In the first year of state operation, the ferries carried 4.75million passengers, an increase of 6.8percent from the final year of Black Ball ownership, and 1.93million vehicles. Fares on the ferry routes were reduced in July 1952 as a result of increased patronage and operational changes made under the TBA. The first fare increase—up to 10 cents for passengers and 20 cents for vehicles—went into effect in January 1955 to cover higher wages. Several fare increases followed, including a 32percent hike, to keep pace with pension contributions for ferry workers as well as maintenance needs. The first gas tax subsidy for the ferry system was appropriated by the state legislature in 1959 to pay for interest on the bonds issued in the 1950s. The state government had envisioned a series of bridges across Puget Sound built by the TBA to connect the Kitsap Peninsula that would largely replace the need for ferries by the 1960s.
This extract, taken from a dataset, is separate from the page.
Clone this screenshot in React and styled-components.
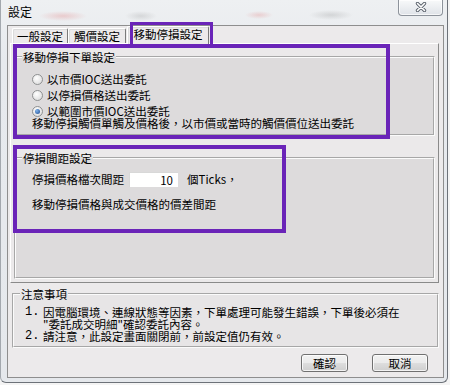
import React from 'react'
import styled, { createGlobalStyle } from 'styled-components'

const GlobalStyle = createGlobalStyle`
  html, body {
    margin: 0;
    padding: 0;
  }
  body {
    background: #f4f4f4;
    font-family: "Noto Sans CJK TC", "Liberation Sans", sans-serif;
    font-size: 12px;
    color: #000;
  }
`
const Window = styled.div`
  position: relative;
  box-sizing: border-box;
  width: 448px;
  height: 383px;
  display: flex;
  flex-direction: column;
  background: linear-gradient(to bottom, #eef0f2, #e7eaee 60px, #e5e8ec);
  border-left: 1px solid #a3a8ae;
  border-right: 1px solid #6d7279;
  border-bottom: 1px solid #6d7279;
  border-radius: 0 0 6px 6px;
  overflow: hidden;
`
const TitleBar = styled.div`
  flex: none;
  height: 25px;
  display: flex;
  align-items: flex-start;
  justify-content: space-between;
  padding: 0 4px 0 7px;
  background:
    radial-gradient(ellipse 24px 5px at 62px 16px, rgba(224, 110, 110, 0.28), transparent),
    radial-gradient(ellipse 16px 5px at 140px 16px, rgba(120, 120, 120, 0.2), transparent),
    radial-gradient(ellipse 14px 4px at 258px 15px, rgba(224, 110, 110, 0.25), transparent),
    radial-gradient(ellipse 22px 5px at 330px 15px, rgba(120, 120, 120, 0.22), transparent);
`
const Title = styled.span`
  line-height: 24px;
  font-size: 12px;
`
const CloseButton = styled.div`
  box-sizing: border-box;
  width: 45px;
  height: 16px;
  padding-bottom: 2px;
  display: flex;
  align-items: center;
  justify-content: center;
  border: 1px solid #8d939b;
  border-top: none;
  border-radius: 0 0 4px 4px;
  background: linear-gradient(#f8f9fa, #dfe3e8);
  box-shadow: inset 0 0 0 1px rgba(255, 255, 255, 0.7);
`
const Client = styled.div`
  flex: 1;
  display: flex;
  flex-direction: column;
  margin: 0 3px 4px 6px;
  padding: 0 4px 0 2px;
  border: 1px solid #8e8e8e;
  background: #eceaeb;
`
const TabStrip = styled.div`
  flex: none;
  height: 17px;
  display: flex;
  align-items: flex-start;
  padding-left: 2px;
  position: relative;
  z-index: 1;
`
const Tab = styled.div`
  box-sizing: border-box;
  width: ${p => p.$w}px;
  height: ${p => (p.$active ? 18 : 15)}px;
  margin-top: ${p => (p.$active ? 0 : 2)}px;
  margin-left: ${p => (p.$active ? 1 : 0)}px;
  border: 1px solid #fff;
  border-bottom: none;
  border-right-color: #7a7a7a;
  border-radius: 2px 2px 0 0;
  box-shadow: inset 1px 1px 0 #dcdcdc;
  background: #eceaeb;
  text-align: center;
  font-size: 11.5px;
  line-height: ${p => (p.$active ? 14 : 15)}px;
  white-space: nowrap;
`
const TabPage = styled.div`
  flex: none;
  box-sizing: border-box;
  height: 240px;
  display: flex;
  flex-direction: column;
  gap: 15px;
  padding: 6px 3px 3px 3px;
  border: 1px solid #8a8a8a;
  border-top-color: #fff;
  border-left-color: #fff;
  background: #ebe9ea;
`
const GroupBox = styled.fieldset`
  flex: ${p => (p.$grow ? 1 : 'none')};
  min-width: 0;
  margin: 0;
  padding: 0;
  border: 2px groove #fbfbfb;
  background: ${p => p.$bg || '#dddbdc'};
`
const Legend = styled.legend`
  margin-left: 6px;
  padding: 0 1px;
  font-size: 11.5px;
  line-height: 14px;
`
const GroupBody = styled.div`
  display: flex;
  flex-direction: column;
  padding: ${p => p.$pad};
`
const RadioRow = styled.label`
  display: flex;
  align-items: center;
  gap: 4px;
  height: 16px;
  font-size: 11.5px;
`
const RadioMark = styled.span`
  box-sizing: border-box;
  width: 11px;
  height: 11px;
  border-radius: 50%;
  border: 1px solid #8f9192;
  background: radial-gradient(circle at 40% 35%, #ffffff, #d6d6d6);
  display: inline-flex;
  align-items: center;
  justify-content: center;

  &::after {
    content: '';
    width: 5px;
    height: 5px;
    border-radius: 50%;
    background: ${p => (p.$checked ? 'radial-gradient(circle at 35% 35%, #7fb2ea, #1d4b91)' : 'transparent')};
  }
`
const Hint = styled.div`
  margin-top: -2px;
  font-size: 11.5px;
  line-height: 13px;
  white-space: nowrap;
`
const FieldRow = styled.div`
  display: flex;
  align-items: center;
  height: 18px;
  margin-top: ${p => p.$gap || 0}px;
  font-size: 11.5px;
  white-space: nowrap;
`
const NumberBox = styled.div`
  box-sizing: border-box;
  width: 49px;
  height: 15px;
  margin: 0 9px 0 5px;
  padding-right: 5px;
  background: #fff;
  border-top: 1px solid #d8d8d8;
  border-left: 1px solid #d8d8d8;
  text-align: right;
  line-height: 14px;
`
const NoteList = styled.div`
  display: grid;
  grid-template-columns: 18px 1fr;
  font-size: 11.5px;
  line-height: 12px;
  white-space: nowrap;
`
const NoteNum = styled.span`
  font-family: "Liberation Mono", monospace;
  font-size: 12px;
`
const ButtonRow = styled.div`
  display: flex;
  justify-content: flex-end;
  gap: 24px;
  margin: 6px 11px 0 0;
`
const Button = styled.div`
  box-sizing: border-box;
  width: ${p => p.$w}px;
  height: 18px;
  border: 1px solid #707070;
  border-radius: 3px;
  background: linear-gradient(#f2f2f2 0%, #ebebeb 48%, #dddddd 52%, #cfcfcf 100%);
  box-shadow: inset 0 0 0 1px rgba(255, 255, 255, 0.75);
  text-align: center;
  font-size: 11.5px;
  line-height: 16px;
`
const Mark = styled.div`
  position: absolute;
  left: ${p => p.$x}px;
  top: ${p => p.$y}px;
  width: ${p => p.$w}px;
  height: ${p => p.$h}px;
  box-sizing: border-box;
  border: ${p => p.$t}px solid #6a24b8;
  pointer-events: none;
  z-index: 2;
`

function CloseGlyph() {
  return (
    <svg width="12" height="10" viewBox="0 0 12 10">
      <path d="M2.5 1.5 L9.5 8.5 M9.5 1.5 L2.5 8.5" stroke="#5b626c" strokeWidth="3.4" strokeLinecap="round" />
      <path d="M2.5 1.5 L9.5 8.5 M9.5 1.5 L2.5 8.5" stroke="#fff" strokeWidth="1.6" strokeLinecap="round" />
    </svg>
  )
}

function Radio({ checked, children }) {
  return (
    <RadioRow>
      <RadioMark $checked={checked} />
      {children}
    </RadioRow>
  )
}

export default function App() {
  return (
    <>
      <GlobalStyle />
      <Window>
        <TitleBar>
          <Title>設定</Title>
          <CloseButton>
            <CloseGlyph />
          </CloseButton>
        </TitleBar>
        <Client>
          <TabStrip>
            <Tab $w={56}>一般設定</Tab>
            <Tab $w={58}>觸價設定</Tab>
            <Tab $w={82} $active>移動停損設定</Tab>
          </TabStrip>
          <TabPage>
            <GroupBox>
              <Legend>移動停損下單設定</Legend>
              <GroupBody $pad="7px 0 4px 16px">
                <Radio>以市價IOC送出委託</Radio>
                <Radio>以停損價格送出委託</Radio>
                <Radio checked>以範圍市價IOC送出委託</Radio>
                <Hint>移動停損觸價單觸及價格後，以市價或當時的觸價價位送出委託</Hint>
              </GroupBody>
            </GroupBox>
            <GroupBox $grow>
              <Legend>停損間距設定</Legend>
              <GroupBody $pad="5px 0 0 16px">
                <FieldRow>
                  停損價格檔次間距
                  <NumberBox>10</NumberBox>
                  個Ticks，
                </FieldRow>
                <FieldRow $gap={7}>移動停損價格與成交價格的價差間距</FieldRow>
              </GroupBody>
            </GroupBox>
          </TabPage>
          <GroupBox $bg="#e7e5e6" style={{ marginTop: 4, marginLeft: 2 }}>
            <Legend>注意事項</Legend>
            <GroupBody $pad="5px 0 4px 11px">
              <NoteList>
                <NoteNum>1.</NoteNum>
                <span>因電腦環境、連線狀態等因素，下單處理可能發生錯誤，下單後必須在</span>
                <span />
                <span>"委託成交明細"確認委託內容。</span>
                <NoteNum>2.</NoteNum>
                <span>請注意，此設定畫面關閉前，前設定值仍有效。</span>
              </NoteList>
            </GroupBody>
          </GroupBox>
          <ButtonRow>
            <Button $w={47}>確認</Button>
            <Button $w={56}>取消</Button>
          </ButtonRow>
        </Client>
        <Mark $x={129} $y={22} $w={83} $h={26} $t={3} />
        <Mark $x={12} $y={44} $w={377} $h={95} $t={4} />
        <Mark $x={12} $y={145} $w={273} $h={88} $t={4} />
      </Window>
    </>
  )
}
The first proposal, which would traverse Vashon Island and incorporate a floating bridge to Fauntleroy in West Seattle, was left unfunded by the state legislature in the 1959 session. Most of the other bridges were ultimately never built due to local opposition and left the ferry system as the primary means of crossing Puget Sound for vehicles. The Hood Canal Bridge, opened in August 1961, replaced the Lofall–South Point ferry and is the last major crossing built across Puget Sound. Revenue from the bridge's tolls was used to cover annual debt service payments for the earlier bonds issued by the TBA for the ferry system.